I want to continue to talk about the Uncertainty Principle for another moment, using a religious figure.

The physicists -- the scientists in fact -- of the last century, believing in determinism, have put God on the unemployment list. He created the world, now it's running, nothing more to do about it. What we now believe -- no, in fact, what we now know -- is that the future is being created every moment by every atom, by every star, and by every living being. This gives a whole new outlook to life. And the question which I cannot answer now, because it is a little too complicated, is a most important one. How dare I say that the future is really uncertain? How dare I maintain that position and velocity cannot be measured ever, maybe at the same time? Maybe somebody will come up with some new idea.

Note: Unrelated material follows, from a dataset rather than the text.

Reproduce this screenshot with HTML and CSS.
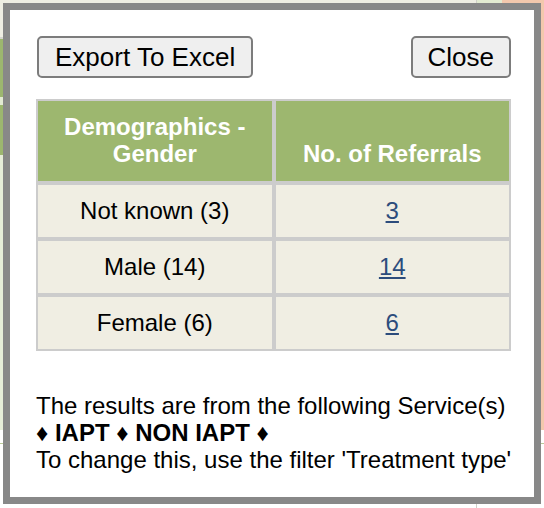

I have told you that exact sciences are not exact. That they are full of surprises, but they also contain certainties. One can't make a perpetual motion machine. I know that with certainty. I claim to know with complete certainty that you can't predict the future. I believe that this was the very important thing I learned in my studies in Germany. I was then given a little problem by Heisenberg.

Heisenberg one day, actually not very many weeks after I arrived, asked me a little question. The most straightforward problem in the stability of atoms had been solved. We had a precise understanding of the hydrogen atom, in essentials. There were a couple of papers about a slightly more complicated system. Instead of one electron going around one nucleus, let one electron go around two nuclei, called a hydrogen molecular ion. Two papers published contradictory results. Which one is right? It so happened that the solution was relatively easy, and I knew the essentials in mathematics -- it was a pure mathematics question -- and went back to Heisenberg the next day and told him which way it was. Now, this means that we know how an electron can move around two nuclei, when it moves as little as possible. "What about the higher energy states? Why don't you figure those out?" That was a problem, and I started to work on it with an old computing machine. You had to turn the handle and it made a lot of racket. And I worked on it for more than a year, in the Institute building. Heisenberg was not yet married, and when he was not playing ping pong with the Japanese on a ship, his sleeping quarters was above the room where I made my calculations, and he occasionally came down, because I usually worked at night, and we chatted a bit. And one evening he asked me, "Haven't you done enough of it?" I said I could work on it another year. He said, "I think you have done enough of it. Just write it up. It will make a nice Ph.D. thesis." I sometimes suspect that I got my Ph.D. in order that the computing machine should not disturb Heisenberg's sleeping. At any rate, I got my Ph.D. I stayed on as an assistant, slightly corresponding to an assistant professor in the United States. Then I got an invitation to continue the same sort of thing in Göttingen, where I could meet lots more people, which I accepted, where I had a wonderful time until Hitler. In the spring of 1933, it became very clear that no Jew had a place in Germany.